I am not sure if this day will be all I imagined. Quite possibly, my happiness
will be interrupted by thoughts of confusion, by my annoyance with not finishing
college in the traditional length and not going to graduate school immediately
after finishing undergraduate work.
I have no clue what the next step in my life will be. After months of brainstorming,
I have resigned to the fact I have no future. Not literally, but figuratively.
For some, this may be no big deal. They may brush it off and keep moving. For
me, it’s frustrating. My inability to decide what my future career will
be constantly bombards my daily thoughts.
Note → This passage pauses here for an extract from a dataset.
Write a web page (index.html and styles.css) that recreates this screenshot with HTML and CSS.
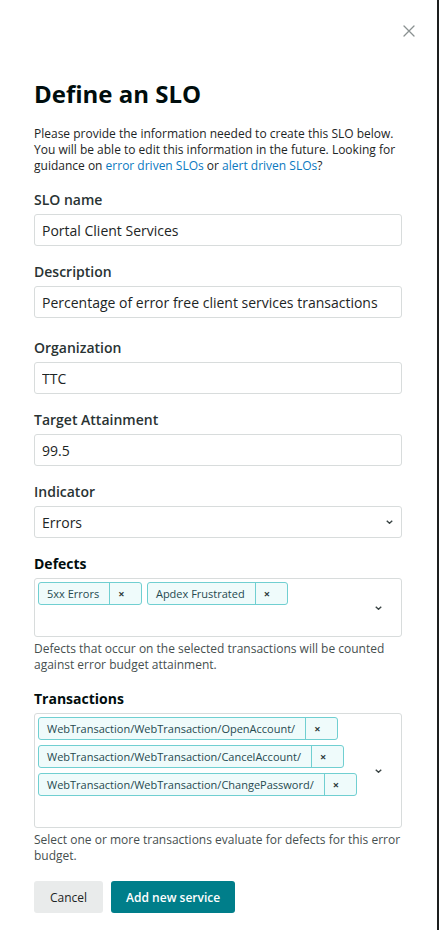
FILE: index.html
```html
<!DOCTYPE html>
<html lang="en">
<head>
<meta charset="utf-8">
<title>Define an SLO</title>
<link rel="stylesheet" href="styles.css">
</head>
<body>
<div class="page">
  <aside class="panel">
    <div class="close-row">
      <button class="close" aria-label="Close">
        <svg width="12" height="12" viewBox="0 0 12 12"><path d="M1 1 L11 11 M11 1 L1 11" stroke="#8a9191" stroke-width="1.3" fill="none" stroke-linecap="round"/></svg>
      </button>
    </div>
    <h1 class="title">Define an SLO</h1>
    <p class="intro">Please provide the information needed to create this SLO below. You will be able to edit this information in the future. Looking for <span class="intro-tail">guidance on <a href="#">error driven SLOs</a> or <a href="#">alert driven SLOs</a>?</span></p>

    <div class="field">
      <label class="label">SLO name</label>
      <input class="input" type="text" value="Portal Client Services">
    </div>
    <div class="field field-wide">
      <label class="label">Description</label>
      <input class="input" type="text" value="Percentage of error free client services transactions">
    </div>
    <div class="field">
      <label class="label">Organization</label>
      <input class="input" type="text" value="TTC">
    </div>
    <div class="field">
      <label class="label">Target Attainment</label>
      <input class="input" type="text" value="99.5">
    </div>
    <div class="field">
      <label class="label">Indicator</label>
      <div class="select">
        <span>Errors</span>
        <svg class="chev" width="7" height="4" viewBox="0 0 7 4"><path d="M0.75 0.75 L3.5 3.25 L6.25 0.75" stroke="#3b4545" stroke-width="1.4" fill="none"/></svg>
      </div>
    </div>

    <div class="field">
      <label class="label label-strong">Defects</label>
      <div class="multi">
        <div class="multi-main">
          <div class="tags">
            <span class="tag"><span class="tag-label">5xx Errors</span><span class="tag-x">×</span></span>
            <span class="tag"><span class="tag-label">Apdex Frustrated</span><span class="tag-x">×</span></span>
          </div>
          <div class="multi-input"></div>
        </div>
        <div class="multi-chev">
          <svg width="7" height="4" viewBox="0 0 7 4"><path d="M0.75 0.75 L3.5 3.25 L6.25 0.75" stroke="#3b4545" stroke-width="1.4" fill="none"/></svg>
        </div>
      </div>
      <p class="help">Defects that occur on the selected transactions will be counted against error budget attainment.</p>
    </div>

    <div class="field">
      <label class="label label-strong">Transactions</label>
      <div class="multi">
        <div class="multi-main">
          <div class="tags">
            <span class="tag"><span class="tag-label">WebTransaction/WebTransaction/OpenAccount/</span><span class="tag-x">×</span></span>
            <span class="tag"><span class="tag-label">WebTransaction/WebTransaction/CancelAccount/</span><span class="tag-x">×</span></span>
            <span class="tag"><span class="tag-label">WebTransaction/WebTransaction/ChangePassword/</span><span class="tag-x">×</span></span>
          </div>
          <div class="multi-input"></div>
        </div>
        <div class="multi-chev">
          <svg width="7" height="4" viewBox="0 0 7 4"><path d="M0.75 0.75 L3.5 3.25 L6.25 0.75" stroke="#3b4545" stroke-width="1.4" fill="none"/></svg>
        </div>
      </div>
      <p class="help">Select one or more transactions evaluate for defects for this error budget.</p>
    </div>

    <div class="actions">
      <button class="btn btn-secondary">Cancel</button>
      <button class="btn btn-primary">Add new service</button>
    </div>
  </aside>
</div>
</body>
</html>
```

FILE: styles.css
```css
* { box-sizing: border-box; }

html, body {
  margin: 0;
  padding: 0;
  background: #ffffff;
}

body {
  font-family: "Open Sans", "DejaVu Sans", sans-serif;
  color: #2a3434;
}

.page {
  display: flex;
  min-height: 930px;
}

.panel {
  width: 439px;
  min-height: 930px;
  border-right: 2px solid #1d1f1f;
  padding: 25px 35px 0 34px;
}

.close-row {
  display: flex;
  justify-content: flex-end;
  margin-right: -13px;
  height: 12px;
}

.close {
  border: 0;
  background: none;
  padding: 0;
  width: 12px;
  height: 12px;
  display: block;
  cursor: pointer;
}

.close svg { display: block; }

.title {
  margin: 41px 0 0;
  font-size: 24px;
  line-height: 32px;
  font-weight: 700;
  color: #000d0d;
}

.intro {
  margin: 16px 0 0;
  font-size: 12px;
  line-height: 16px;
  color: #1d2525;
}

.intro-tail {
  display: inline-block;
  line-height: 16px;
}

.intro a {
  color: #0b79bf;
  text-decoration: none;
}

.field {
  margin-top: 16px;
}

.field:first-of-type { margin-top: 16px; }

.field-wide + .field { margin-top: 20px; }

.label {
  display: block;
  font-size: 14px;
  line-height: 20px;
  font-weight: 600;
  color: #293333;
  margin-bottom: 4px;
}

.label-strong {
  font-weight: 700;
  color: #000d0d;
}

.input {
  display: block;
  width: 100%;
  height: 32px;
  border: 1px solid #d8dcdc;
  border-radius: 3px;
  padding: 0 7px;
  font-family: inherit;
  font-size: 14px;
  color: #1d2525;
  background: #fff;
  outline: none;
}

.select {
  display: flex;
  align-items: center;
  justify-content: space-between;
  height: 32px;
  border: 1px solid #d8dcdc;
  border-radius: 3px;
  padding: 0 8px 0 7px;
  font-size: 14px;
  color: #1d2525;
}

.chev { display: block; }

.multi {
  display: flex;
  border: 1px solid #d8dcdc;
  border-radius: 3px;
  padding: 3px 0 0 3px;
}

.multi-main {
  flex: 1;
  display: flex;
  flex-direction: column;
}

.tags {
  display: flex;
  flex-wrap: wrap;
  gap: 5px 4.5px;
}

.tag {
  display: inline-flex;
  height: 23px;
  border: 1px solid #70cfd1;
  border-radius: 3px;
  background: #effbfb;
  font-size: 11px;
  line-height: 21px;
  color: #264a50;
}

.tag-label {
  padding: 0 10px 0 8px;
  white-space: nowrap;
}

.tag-x {
  border-left: 1px solid #70cfd1;
  padding: 0 17px 0 8px;
  font-size: 11px;
  font-weight: 700;
  color: #2d3a3c;
}

.multi-input {
  height: 26px;
  margin-top: 5px;
}

.multi-chev {
  display: flex;
  align-items: center;
  padding: 0 19px 3px 16px;
}

.multi-chev svg { display: block; }

.help {
  margin: 4px 0 0;
  font-size: 12px;
  line-height: 16px;
  color: #464f4f;
}

.actions {
  display: flex;
  gap: 8px;
  margin-top: 17px;
}

.btn {
  height: 32px;
  padding: 0 16px;
  border: 0;
  border-radius: 3px;
  font-family: inherit;
  font-size: 12px;
  cursor: pointer;
}

.btn-secondary {
  background: #e9ebeb;
  color: #1d2525;
}

.btn-primary {
  background: #007e8a;
  color: #ffffff;
  font-weight: 600;
  padding: 0 15px;
}
```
Coming to this university, I had my entire life mapped out. I knew I was going
to major in biology. I was going to graduate from this university with honors
and attend the finest medical school—Johns Hopkins. Money wasn’t
a deterrent. My plans had been laid out. No one was going to stop me from achieving
my goals. Then, during my sophomore year, I met my biggest foe—organic
chemistry.
Taking this course wasn’t my personal choice; it was a requirement. Despite
my personal reservations and the warnings of others, I registered for this
class while being on the executive board of the Black Student Union and the
Coalition of 100 Black Women and being a resident adviser.
This was a grave mistake.
I thought taking this course with my friends would be beneficial to all of
us. We were all very studious; yet, we were all extremely busy. Each of us
held RA positions and an additional position on either BSU, the Residents Student
Association or Student Government Association. There was always some conflict.
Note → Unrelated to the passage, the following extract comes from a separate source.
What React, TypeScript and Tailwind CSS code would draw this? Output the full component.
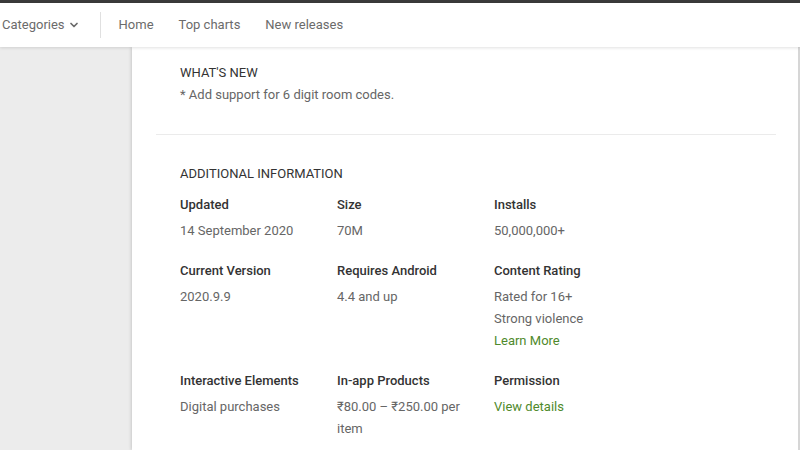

Each of us struggled through this course, which I now consider to be the devil.
After this course, I had an epiphany—medical school was just not for
me. Anything that would force me to suffer through this course again is not
for me. I have already faced my battle; I barely won. I don’t need to
fight again.
With that said and organic chemistry behind me, I resolved to find another
career and educational path. I have yet to figure out what it will be. Therefore,
I will be returning to the university to pursue a second degree in African-American
and Africana Studies.
Returning to the university where I have had much success gives me the opportunity
to contemplate what lies next in my life. I am assuring I will be prepared
for my next graduation and the next milestone in my life.